Dans la nuit du 2 au 3 août 1944, 4 300 Tsiganes furent exterminé·es à Auschwitz-Birkenau lors de la liquidation du Zigeunerlager, le camp des familles tsigane. Au total, selon les estimations historiques, entre 400 000 et 550 000 Roms, Sinti, Gitan·es, Manouches, Yéniches et voyageur·ses ont été tué·es durant la Shoah, victimes d’exécutions de masse, de déportations vers les camps de la mort et de conditions de détention effroyables. Cette extermination, aujourd’hui désignée sous le nom de Samudaripen, ne fut pourtant jamais mentionné lors du procès de Nuremberg. Aucun·e survivant·e tzigane ne fut invité·e à témoigner. Si l’Allemagne et plusieurs pays européens commémorent la Journée européenne de commémoration du génocide des Roms le 2 août, la France tarde à la reconnaître pleinement. En 2016, la France admet sa responsabilité dans l’internement de Tsiganes de 1940 à 1946 à travers la voix de François Hollande. « Le jour est venu et il fallait que cette vérité soit dite », mais aucune commémoration officielle n’a encore été instaurée. Une proposition de résolution n° 923, déposée en février 2025, appelle à inscrire ce jour-là comme journée nationale de mémoire en France. Aussi, le film nous rappelle certaines vérités historiques essentielles comme par exemple, le rôle actif joué par les Tsiganes dans la Résistance. Il rappelle par exemple, que le 16 mai 1944, des familles tsiganes se sont soulevées, armées de bêches, haches, pieds de biche et montants de lits contre les Nazis au camp d’Auschwitz-Birkenau.

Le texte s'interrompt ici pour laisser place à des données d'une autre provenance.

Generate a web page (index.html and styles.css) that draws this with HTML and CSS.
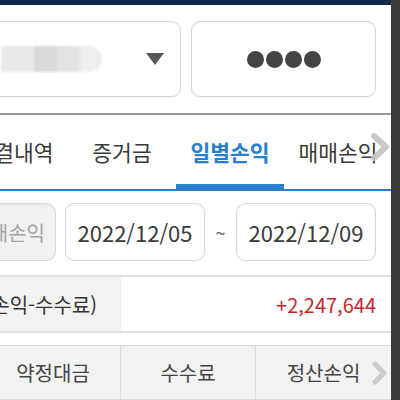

Enfin, au-delà du récit historique, le film interroge les mécanismes du totalitarisme et la manière dont les sociétés ont consenti, activement ou passivement, à l’exclusion et à l’extermination. En explorant les points de vue des bourreaux et des victimes, Mémoires Tsiganes, l’autre génocide cherche à comprendre les ressorts idéologiques du nazisme, notamment sa politique raciale, qui ne se limitait pas à l’exclusion des Juifs mais englobait une volonté de domination européenne fondée sur la hiérarchisation des populations. Malgré la noirceur du sujet, une lumière subsiste malgré tout : celle de la résilience, de la vitalité, et de la force des survivant·es.